Former tory Secretary of State for the Environment John Gummer, now Baron Deben, who is the chairman of the UK Committee on Climate Change, yesterday celebrated a new low for the country's perhaps most famous academic institution, the Oxford University.
The occasion was the launch of "a new research programme aiming to help investors identify assets that could be left 'stranded' by climate change, declining resources and the emergence of new green technologies."
This is how the Oxford University has chosen to describe the new research programme:
Asset stranding is currently little understood, but the implications are potentially very significant for polluting investments. The programme researchers, based at Oxford's Smith School of Enterprise and the Environment, aim to find out which assets and sectors are most at risk and evaluate how investors, businesses and policy makers can best respond to the challenges.
To mark the launch, Rt Hon John Gummer, Lord Deben, Chairman of the Committee on Climate Change, will give a lecture at the School, highlighting the need for businesses and policy makers to adapt to the new economic landscape. He said: 'Investors continue to deploy hundreds of billions of pounds into polluting and unsustainable sectors. In many cases these investments will not be worth what investors think.

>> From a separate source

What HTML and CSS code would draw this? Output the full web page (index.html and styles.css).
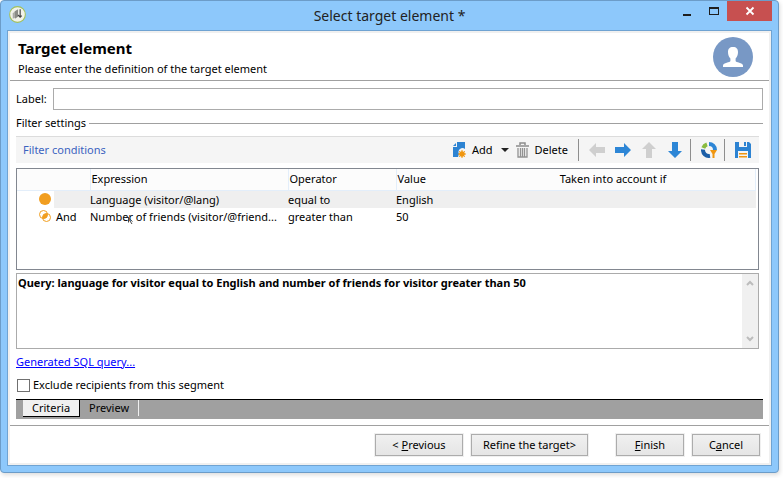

'Climate change, scarcer resources, and new disruptive technologies will reduce value and strand assets. If investors better understand the risks of investing in these assets they will be attracted to greener alternatives and see them as better business propositions and safer places for their funds. The programme is doing the further research necessary to help underpin this vital transition.' --
The programme is being supported by Aviva Investors, Bunge Ltd, Climate Change Capital Ltd and HSBC Holdings plc, with non-financial partners including the Carbon Tracker Initiative, Trucost and WWF-UK.
The warmist Guardian, of course highly supportive of the new initiative, adds this:
A report published earlier this year by HSBC found current internationally agreed carbon targets could see oil and gas majors, including BP, Shell and Statoil, lose up to 60 per cent of their market value.
Similar studies from the Carbon Tracker group have warned that fossil fuel companies will be unable to burn much of their declared reserves if governments are to meet their stated aim of limiting global average temperature increases to under two degrees Centigrade.
In reality, the new Oxford University "research programme" is nothing but a partnership with envirofundamentalist WWF to scare investors away from the major energy companies, which produce the fossil energy needed to keep the UK - and global - industry and trade going and make it possible for the society to function.
Shame on Oxford University for allowing itself be used as a tool for envirofundamentalist propaganda!